President Mariandy distributed birthday cards to recent anniversary babies PP Bernadette Mulvey and Rotarian David Horkan.
Honorary Secretary Tony thanked the Club for the gift received by him at the Presidents Dinner for his term of service, which is now coming to an end as the Honorary Secretary of our Club. This is Tony’s third (but not consecutive) term as Secretary and of course he also served as President of the Club in the year of the celebration of the centenary of the foundation of Rotary by Paul Harris.
Last Week’s Speaker
Rotarian Derek Byrne introduced our speaker last week who was Aoife Coffey, SRN, who undertook specific training in the transplant of organs, and in particular liver transplant and then pancreas and kidney disciplines.
Aoife Coffey thanked us for inviting her to speak to the club which is the first founded outside of North America. Aoife explained that she has worked in transplant for thirty years. All the centres for transplanting Ireland are in Dublin. The Mater Hospital specialises in kidney transplants, St. Vincent’s Hospital in liver, kidney and pancreas. For pancreas transplants, all the patients are young. For kidneys it is generally patients between 16 – 73 years of age though mostly between 60-70 years. Liver transplant has been on the increase due to among other things, obesity, in particular fatty liver disease. The transplant service is entirely public, there is no private service.
Many different skills are required in the team and throughout the hospitals. So they are looking for organ donors all the time (at this point PE Alan Davidson produced his organ donor card). Donations can only be taken from live donors or donors having made appropriate arrangements, who die in hospital. Donations of organs cannot be received from those who die outside hospital or as a result of accident or trauma. It is hoped that legislation will be introduced which will reverse the present system so that persons who die in hospital will automatically have there organs donated (where suitable) rather than the current system where one has to opt in to donate. It is the condition of the organ, rather than its age, that decides if it will be suitable to transplant.
Ireland’s longest surviving transplant patient is from 1993 and who was a patient of Aoife’s and he has won medals at the Transplant Games. About twelve kidney transplants take place per year mostly to patients of Type A Diabetes. Ireland has an organ sharing arrangement with the UK Donor Programme, and this is of great benefit to Ireland due to the shortage of donors. And in this regard Aoife gave a moving example of a mother who had just given birth to twins but who required a kidney transplant and while there was none available in Ireland, a transplant was available from the UK and this saved the mother’s life. Aoife recently attended the debs ball of the twins.
Aoife explained how there is a waiting list of all types of transplant and so more donors are required. In answer to a question from Rotarian Roger Owens, Aoife explained that alcoholics, who suffer from damage to liver and kidneys must abstain from alcohol for at least six months before transplant and at all times thereafter. Any breach and the transplant will not be proceeded with.

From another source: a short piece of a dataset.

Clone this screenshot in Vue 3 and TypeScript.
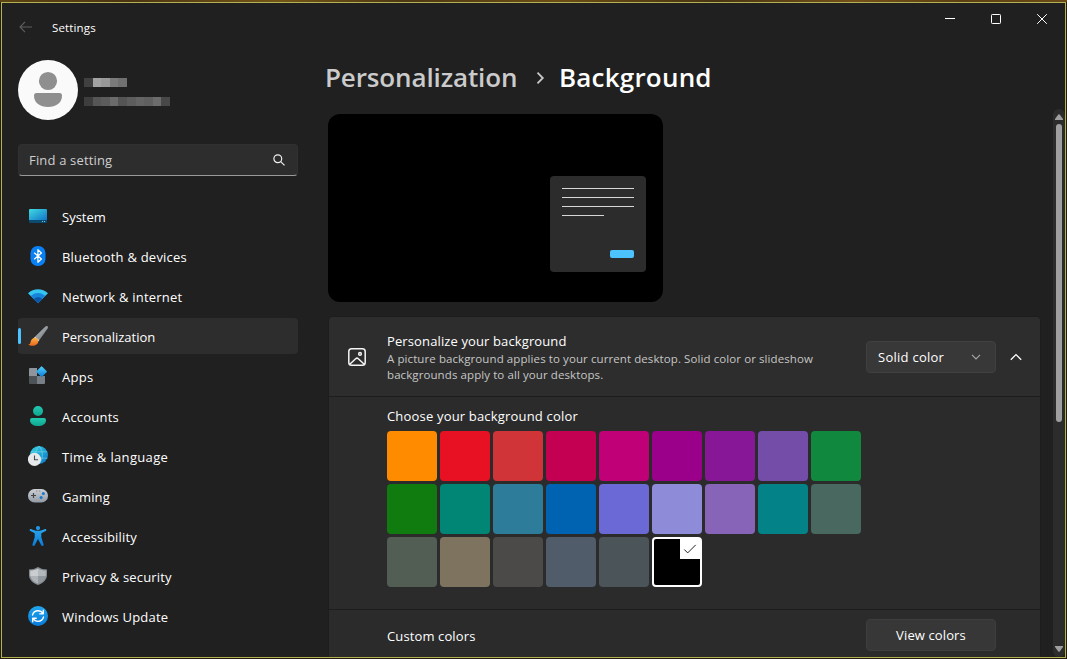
<script setup lang="ts">
import { ref } from 'vue'

interface NavItem {
  id: string
  label: string
  tracking: number
}

const navItems: NavItem[] = [
  { id: 'system', label: 'System', tracking: 0 },
  { id: 'bluetooth', label: 'Bluetooth & devices', tracking: 0.22 },
  { id: 'network', label: 'Network & internet', tracking: 0.22 },
  { id: 'personalization', label: 'Personalization', tracking: 0 },
  { id: 'apps', label: 'Apps', tracking: 0.3 },
  { id: 'accounts', label: 'Accounts', tracking: 0.2 },
  { id: 'time', label: 'Time & language', tracking: 0.34 },
  { id: 'gaming', label: 'Gaming', tracking: 0.15 },
  { id: 'accessibility', label: 'Accessibility', tracking: 0.18 },
  { id: 'privacy', label: 'Privacy & security', tracking: 0.18 },
  { id: 'update', label: 'Windows Update', tracking: 0.22 },
]
const activeNav = ref('personalization')

const colors: string[] = [
  '#ff8c00', '#e81123', '#d13438', '#c30052', '#bf0077', '#9a0089', '#881798', '#744da9', '#10893e',
  '#107c10', '#018574', '#2d7d9a', '#0063b1', '#6b69d6', '#8e8cd8', '#8764b8', '#038387', '#486860',
  '#525e54', '#7e735f', '#4c4a48', '#515c6b', '#4a5459', '#000000',
]
const selectedColor = ref('#000000')

const nameBlocks: string[] = ['#404040', '#a3a3a3', '#999999', '#7b7b7b', '#707070']
const mailBlocks: string[] = ['#3d3d3d', '#565656', '#5c5c5c', '#6b6b6b', '#545454', '#5d5d5d', '#646464', '#606060', '#6c6c6c', '#484848']
</script>

<template>
  <div class="desktop">
    <div class="window">
      <header class="titlebar">
        <svg class="back" width="14" height="12" viewBox="0 0 14 12"><path d="M6 .8 1 6l5 5.2M1 6h12" /></svg>
        <span class="app-name">Settings</span>
        <div class="controls">
          <svg width="46" height="32" viewBox="0 0 46 32"><path d="M17 15.5h10" /></svg>
          <svg width="46" height="32" viewBox="0 0 46 32"><rect x="17.5" y="11.5" width="9" height="9" rx=".8" /></svg>
          <svg width="46" height="32" viewBox="0 0 46 32"><path d="m17.2 11.2 9.6 9.6m0-9.6-9.6 9.6" /></svg>
        </div>
      </header>

      <div class="body">
        <aside class="sidebar">
          <div class="profile">
            <svg width="60" height="60" viewBox="0 0 60 60">
              <circle cx="30" cy="30" r="30" fill="#fafafa" />
              <circle cx="30" cy="21" r="9.1" fill="#8f8f8f" />
              <path d="M18.500 33h23a2.500 2.500 0 0 1 2.500 2.500c0 7.500-6 11.500-14 11.500s-14-4-14-11.500a2.500 2.500 0 0 1 2.500-2.500z" fill="#8f8f8f" />
            </svg>
            <div class="identity">
              <div class="blocks"><i v-for="(c, i) in nameBlocks" :key="i" :style="{ background: c }"></i></div>
              <div class="blocks"><i v-for="(c, i) in mailBlocks" :key="i" :style="{ background: c }"></i></div>
            </div>
          </div>

          <div class="search">
            <span>Find a setting</span>
            <svg width="14" height="14" viewBox="0 0 14 14"><circle cx="5.8" cy="5.7" r="3.9" /><path d="m8.7 8.6 3.8 3.8" /></svg>
          </div>

          <nav class="nav">
            <div v-for="item in navItems" :key="item.id" class="nav-item" :class="{ active: item.id === activeNav }" @click="activeNav = item.id">
              <svg class="nav-icon" width="20" height="20" viewBox="0 0 20 20">
                <template v-if="item.id === 'system'">
                  <defs><linearGradient id="gs" x1="0" y1="0" x2="1" y2="1"><stop stop-color="#3fdce0" /><stop offset="1" stop-color="#1273c9" /></linearGradient></defs>
                  <rect x="1" y="3" width="18" height="14" rx="1.2" fill="#0c4a70" />
                  <path d="M1 4.2A1.2 1.2 0 0 1 2.2 3h15.6A1.2 1.2 0 0 1 19 4.2V14H1z" fill="url(#gs)" />
                  <path d="M14 15h1v1h-1zm2 0h1v1h-1z" fill="#68c4e8" />
                </template>
                <template v-else-if="item.id === 'bluetooth'">
                  <rect x="2.5" y="0" width="15" height="20" rx="7.2" fill="#0a80f5" />
                  <path d="m6.2 6.7 7.2 6.3-3.5 3.3V3.7L13.4 7l-7.2 6.3" fill="none" stroke="#fff" stroke-width="1.25" stroke-linejoin="round" />
                </template>
                <template v-else-if="item.id === 'network'">
                  <path d="M0 7.3C5.4 1.9 14.6 1.9 20 7.3L17.2 10 10 17.2 2.8 10z" fill="#35c5f1" />
                  <path d="M2.8 10C6.8 6 13.2 6 17.2 10L10 17.2z" fill="#1684d8" />
                  <path d="M5.7 12.9c2.4-2.3 6.2-2.3 8.6 0L10 17.2z" fill="#0c56a6" />
                </template>
                <template v-else-if="item.id === 'personalization'">
                  <defs>
                    <linearGradient id="gp" x1="0" y1="0" x2="1" y2="1"><stop stop-color="#c3c8cc" /><stop offset="1" stop-color="#656c72" /></linearGradient>
                    <linearGradient id="gb" x1="0" y1="0" x2="0" y2="1"><stop stop-color="#ffb344" /><stop offset="1" stop-color="#e9631b" /></linearGradient>
                  </defs>
                  <path d="M19.5.3c.7.6.4 1.7-.4 3L11.4 14 7.2 10.600 16.400 1.500C17.600.4 18.800-.2 19.500.3z" fill="url(#gp)" />
                  <path d="m7.2 10.600 4.200 3.400-1.100 1.500-4.500-3.600z" fill="#d9d9d6" />
                  <path d="M9.300 12.800c1.900 2.200.7 5.400-2 6.500-2.300.9-5.300.8-7-.8 1.600-.2 2-1.100 2.300-2.600.5-3.200 4.400-5.400 6.700-3.100z" fill="url(#gb)" />
                </template>
                <template v-else-if="item.id === 'apps'">
                  <defs>
                    <linearGradient id="ga" x1="0" y1="0" x2="1" y2="1"><stop stop-color="#55d3fb" /><stop offset="1" stop-color="#087bd9" /></linearGradient>
                  </defs>
                  <path d="M2 2h7v8H1V3a1 1 0 0 1 1-1z" fill="#8f959c" />
                  <path d="M1 10h8v8H2a1 1 0 0 1-1-1z" fill="#4e5358" />
                  <path d="M9 10h8v7a1 1 0 0 1-1 1H9z" fill="#787f86" />
                  <rect x="9.6" y="1.6" width="8" height="8" rx="1" transform="rotate(45 13.6 5.6)" fill="url(#ga)" />
                </template>
                <template v-else-if="item.id === 'accounts'">
                  <defs><linearGradient id="gc" x1="0" y1="0" x2="0" y2="1"><stop stop-color="#23c9b0" /><stop offset="1" stop-color="#0fa48f" /></linearGradient></defs>
                  <circle cx="10" cy="5" r="5" fill="url(#gc)" />
                  <path d="M4 12h12a2 2 0 0 1 2 2c0 4-3.6 6-8 6s-8-2-8-6a2 2 0 0 1 2-2z" fill="url(#gc)" />
                </template>
                <template v-else-if="item.id === 'time'">
                  <defs><linearGradient id="gt" x1="0" y1="0" x2="1" y2="1"><stop stop-color="#39d5e2" /><stop offset="1" stop-color="#0873c4" /></linearGradient></defs>
                  <circle cx="11" cy="9" r="9" fill="url(#gt)" />
                  <path d="M3 5.8h16M2.3 12.2h17.2M11 0C6.4 5 6.4 13 11 18M11 0c4.6 5 4.6 13 0 18" fill="none" stroke="#8de3f2" stroke-opacity=".55" stroke-width=".9" />
                  <circle cx="6.5" cy="13.3" r="6.6" fill="#e7e8ea" />
                  <path d="M6.500 9.400v4.300H10" fill="none" stroke="#45494d" stroke-width="1.100" />
                </template>
                <template v-else-if="item.id === 'gaming'">
                  <defs><linearGradient id="gg" x1="0" y1="0" x2="0" y2="1"><stop stop-color="#ced1d6" /><stop offset="1" stop-color="#929aa4" /></linearGradient></defs>
                  <rect x="0" y="3" width="20" height="13.5" rx="6.6" fill="url(#gg)" />
                  <path d="M5.5 7v5M3 9.5h5" stroke="#42464a" stroke-width="1.2" />
                  <circle cx="15.4" cy="7.6" r="1.5" fill="#1677cd" /><circle cx="13.1" cy="11.4" r="1.5" fill="#1677cd" />
                  <path d="M8.3 4.5h1v1h-1zm3 0h1v1h-1z" fill="#60666d" />
                </template>
                <template v-else-if="item.id === 'accessibility'">
                  <defs><linearGradient id="gx" x1="0" y1="0" x2="0" y2="1"><stop stop-color="#2ba5ed" /><stop offset="1" stop-color="#087bd7" /></linearGradient></defs>
                  <circle cx="10" cy="2.1" r="2.1" fill="#209ae8" />
                  <path d="M3.1 3C5.4 4 7 4.8 10 4.8S14.600 4 16.900 3c1.400-.6 2 1.300.8 1.900L13.300 7.200v4L15.500 18.300c.4 1.500-1.700 2.300-2.400.8L10 12.900 6.900 19.100c-.7 1.500-2.800.7-2.400-.8L6.700 11.200v-4L2.300 4.900C1.100 4.300 1.700 2.400 3.100 3z" fill="url(#gx)" />
                </template>
                <template v-else-if="item.id === 'privacy'">
                  <path d="M10 1c2.700 1.700 5.500 2.500 9 2.500V9c0 4.500-3.500 8-9 10-5.500-2-9-5.500-9-10V3.500C4.500 3.500 7.300 2.700 10 1z" fill="#858b91" />
                  <path d="M10 2.400c2.400 1.400 5 2.100 7.800 2.200V9c0 .4 0 .7-.1 1H10z" fill="#b3b8bc" />
                  <path d="M10 2.400C7.600 3.800 5 4.500 2.200 4.600V9c0 .4 0 .7.1 1H10z" fill="#c9cdd0" />
                  <path d="M10 10v7.700c-4.400-1.700-7.100-4.400-7.700-7.700z" fill="#aeb3b8" />
                  <path d="M10 10v7.700c4.400-1.700 7.100-4.400 7.700-7.700z" fill="#939a9f" />
                </template>
                <template v-else>
                  <defs><linearGradient id="gu" x1="0" y1="0" x2="0" y2="1"><stop stop-color="#22a6ee" /><stop offset="1" stop-color="#087bd9" /></linearGradient></defs>
                  <circle cx="10" cy="10" r="10" fill="url(#gu)" />
                  <path d="M4.500 9C5.200 6.200 7.400 4.700 10 4.700c2.100 0 3.800 1 4.900 2.700M15.300 4.200v3.600h-3.600M15.500 11c-.7 2.800-2.900 4.300-5.500 4.300-2.100 0-3.800-1-4.900-2.700M4.700 15.800v-3.600h3.600" fill="none" stroke="#fff" stroke-width="1.35" stroke-linecap="round" stroke-linejoin="round" />
                </template>
              </svg>
              <span :style="{ letterSpacing: item.tracking + 'px' }">{{ item.label }}</span>
            </div>
          </nav>
        </aside>

        <main class="main">
          <h1 class="crumbs">
            <span class="parent">Personalization</span>
            <svg width="9" height="14" viewBox="0 0 9 14"><path d="m1.500 1.700 5.300 5.300-5.300 5.300" /></svg>
            <span class="current">Background</span>
          </h1>

          <div class="scroll-area">
            <div class="content">
              <div class="preview">
                <div class="dialog">
                  <i class="line"></i><i class="line"></i><i class="line"></i><i class="line short"></i>
                  <i class="button"></i>
                </div>
              </div>

              <section class="panel">
                <div class="row head">
                  <svg class="picture" width="20" height="20" viewBox="0 0 20 20">
                    <rect x="1.800" y="1.800" width="16.400" height="16.400" rx="2.800" />
                    <path d="m3 17 5.700-5.300a1.900 1.900 0 0 1 2.600 0L17 17" />
                    <circle cx="13" cy="6.900" r="1.300" />
                  </svg>
                  <div class="desc">
                    <div class="title">Personalize your background</div>
                    <div class="caption">A picture background applies to your current desktop. Solid color or slideshow<br />backgrounds apply to all your desktops.</div>
                  </div>
                  <div class="select">
                    <span>Solid color</span>
                    <svg width="10" height="6" viewBox="0 0 10 6"><path d="m1 .9 4 4 4-4" /></svg>
                  </div>
                  <svg class="collapse" width="12" height="8" viewBox="0 0 12 8"><path d="m.8 6.800 5.200-5.200 5.200 5.200" /></svg>
                </div>

                <div class="row palette">
                  <div class="title choose">Choose your background color</div>
                  <div class="grid">
                    <div v-for="c in colors" :key="c" class="swatch" :class="{ selected: c === selectedColor }" :style="{ backgroundColor: c }" @click="selectedColor = c">
                      <svg v-if="c === selectedColor" width="20" height="20" viewBox="0 0 20 20"><path d="m4.300 10.500 3.400 3.400 8-8" /></svg>
                    </div>
                  </div>
                </div>

                <div class="row custom">
                  <span class="title">Custom colors</span>
                  <div class="view">View colors</div>
                </div>
              </section>
            </div>

            <div class="scrollbar">
              <svg width="8" height="6" viewBox="0 0 8 6"><path d="M3.300.6a.9.9 0 0 1 1.400 0L8 5v1H0V5z" /></svg>
              <i class="thumb"></i>
              <svg class="down" width="8" height="6" viewBox="0 0 8 6"><path d="M3.300 5.400a.9.9 0 0 0 1.400 0L8 1V0H0v1z" /></svg>
            </div>
          </div>
        </main>
      </div>
    </div>
  </div>
</template>

<style>
html, body { overflow: hidden; }
</style>

<style scoped>
* { box-sizing: border-box; }
.desktop {
  width: 1067px;
  height: 659px;
  padding: 2px 1px 1px;
  background: linear-gradient(90deg, #5c4313, #4b3414 12%, #735517 26%, #4d3815 38%, #6b4d15 52%, #483515 67%, #73501a 80%, #5c4013 90%, #6a4a17) 0 0 / 100% 2px no-repeat, #241b0d;
  font-family: "Open Sans", "Noto Sans", sans-serif;
  font-size: 13px;
  line-height: 20px;
  color: #fff;
}
svg { display: block; flex: none; }
.window {
  display: flex;
  flex-direction: column;
  height: 656px;
  border: 1px solid #b3b152;
  background: #202020;
  overflow: hidden;
}
.titlebar { display: flex; align-items: flex-start; height: 45px; flex: none; padding-left: 17px; }
.back { margin-top: 18px; fill: none; stroke: #5f5f5f; stroke-width: 1.1; }
.app-name { margin: 15px auto 0 19px; font-size: 11.5px; letter-spacing: 0.15px; }
.controls { display: flex; margin-right: -1px; }
.controls svg { fill: none; stroke: #fff; stroke-width: 1; }
.body { display: flex; flex: 1; min-height: 0; }

.sidebar { flex: none; width: 280px; margin-left: 16px; padding-top: 12px; }
.profile { display: flex; gap: 6px; }
.identity { display: flex; flex-direction: column; gap: 10px; padding-top: 18px; }
.blocks { display: flex; height: 9px; }
.blocks i { width: 8.6px; }
.search {
  display: flex;
  align-items: center;
  justify-content: space-between;
  height: 32px;
  margin-top: 24px;
  padding: 0 11px 0 10px;
  border: 1px solid #303030;
  border-bottom-color: #9a9a9a;
  border-radius: 4px;
  background: #2d2d2d;
  color: #cfcfcf;
  letter-spacing: 0.17px;
}
.search svg { fill: none; stroke: #f0f0f0; stroke-width: 1.2; }
.nav { display: flex; flex-direction: column; gap: 4px; margin-top: 22px; }
.nav-item {
  display: flex;
  align-items: center;
  gap: 14px;
  height: 36px;
  padding: 2px 0 0 10px;
  border-radius: 4px;
  position: relative;
}
.nav-icon { margin-top: -2px; }
.nav-item.active { background: #2d2d2d; }
.nav-item.active::before {
  content: "";
  position: absolute;
  left: 0;
  top: 10px;
  width: 3px;
  height: 16px;
  border-radius: 1.5px;
  background: #4cc2ff;
}

.main { display: flex; flex-direction: column; flex: 1; min-width: 0; margin-left: 27px; }
.crumbs {
  display: flex;
  align-items: center;
  height: 36px;
  margin: 11px 0 0;
  font-size: 26px;
  line-height: 36px;
  font-weight: 600;
}
.crumbs .parent { width: 192px; color: #cbcbcb; letter-spacing: -0.13px; white-space: nowrap; }
.crumbs .current { letter-spacing: 0.2px; }
.crumbs svg { margin: 1px 14px 0 19px; fill: none; stroke: #c8c8c8; stroke-width: 1.8; }
.scroll-area { display: flex; flex: 1; min-height: 0; margin-top: 14px; justify-content: space-between; }
.content { padding: 5px 0 0 3px; width: 716px; overflow: hidden; }
.preview {
  display: flex;
  justify-content: flex-end;
  align-items: flex-end;
  width: 335px;
  height: 188px;
  padding: 0 17px 30px 0;
  border-radius: 12px;
  background: #000;
}
.dialog {
  display: flex;
  flex-direction: column;
  gap: 8px;
  width: 96px;
  height: 96px;
  padding: 12px 12px 14px;
  border-radius: 4px;
  background: #2c2c2c;
}
.line { height: 1px; background: #d6d6d6; }
.line.short { width: 42px; }
.button { width: 24px; height: 8px; margin: auto 0 0 auto; border-radius: 2px; background: #4cc2ff; }

.panel { width: 713px; height: 360px; margin-top: 14px; border: 1px solid #1d1d1d; border-radius: 5px; background: #2b2b2b; }
.row { border-bottom: 1px solid #1d1d1d; }
.head { display: flex; align-items: center; height: 80px; padding: 0 18px; border-radius: 4px 4px 0 0; background: #2d2d2d; }
.picture { fill: none; stroke: #f5f5f5; stroke-width: 1.5; }
.desc { margin: 1px auto 0 20px; }
.title { line-height: 20px; letter-spacing: 0.12px; }
.choose { letter-spacing: 0.18px; }
.caption { font-size: 11.5px; line-height: 16px; letter-spacing: 0.09px; color: #c6c6c6; white-space: nowrap; }
.select {
  display: flex;
  align-items: center;
  justify-content: space-between;
  width: 130px;
  height: 32px;
  margin-top: 1px;
  padding: 0 14px 0 11px;
  border: 1px solid #404040;
  border-radius: 4px;
  background: #383838;
  letter-spacing: 0.26px;
}
.select svg { fill: none; stroke: #aaa; stroke-width: 1.1; }
.collapse { margin-left: 14px; fill: none; stroke: #fff; stroke-width: 1.3; }
.palette { height: 213px; padding: 9px 0 0 58px; }
.grid { display: grid; grid-template-columns: repeat(9, 50px); gap: 3px; margin-top: 5px; }
.swatch { height: 50px; border-radius: 4px; }
.swatch.selected { border: 2px solid #fff; }
.swatch svg { margin-left: auto; background: #fff; fill: none; stroke: #222; stroke-width: 1; }
.custom { display: flex; justify-content: space-between; padding: 9px 44px 0 58px; border: 0; }
.custom .title { margin-top: 7px; }
.view {
  width: 130px;
  height: 32px;
  border: 1px solid #3e3e3e;
  border-radius: 4px;
  background: #373737;
  line-height: 31px;
  letter-spacing: 0.12px;
  text-align: center;
}
.scrollbar {
  display: flex;
  flex-direction: column;
  align-items: center;
  width: 12px;
  padding: 5px 0;
  border-radius: 6px;
  background: #2c2c2c;
}
.scrollbar svg { fill: #9f9f9f; }
.thumb { width: 6px; height: 298px; margin-top: 4px; border-radius: 3px; background: #9f9f9f; }
.down { margin-top: auto; }
</style>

PP Paul Martin proposed the vote of thanks to Aoife Coffey for her interesting and explanatory talk about transplants. Paul related a story of a school friend of his who suffered from liver failure and after a transplant he has made a remarkable recovery. He encourages us all to get a donor card and to lobby politicians to bring in the opt out law. As a thank you to Aoife, and to recognise Aoife’s support for our club, she was enrolled as a Friend of Rotary at the meeting.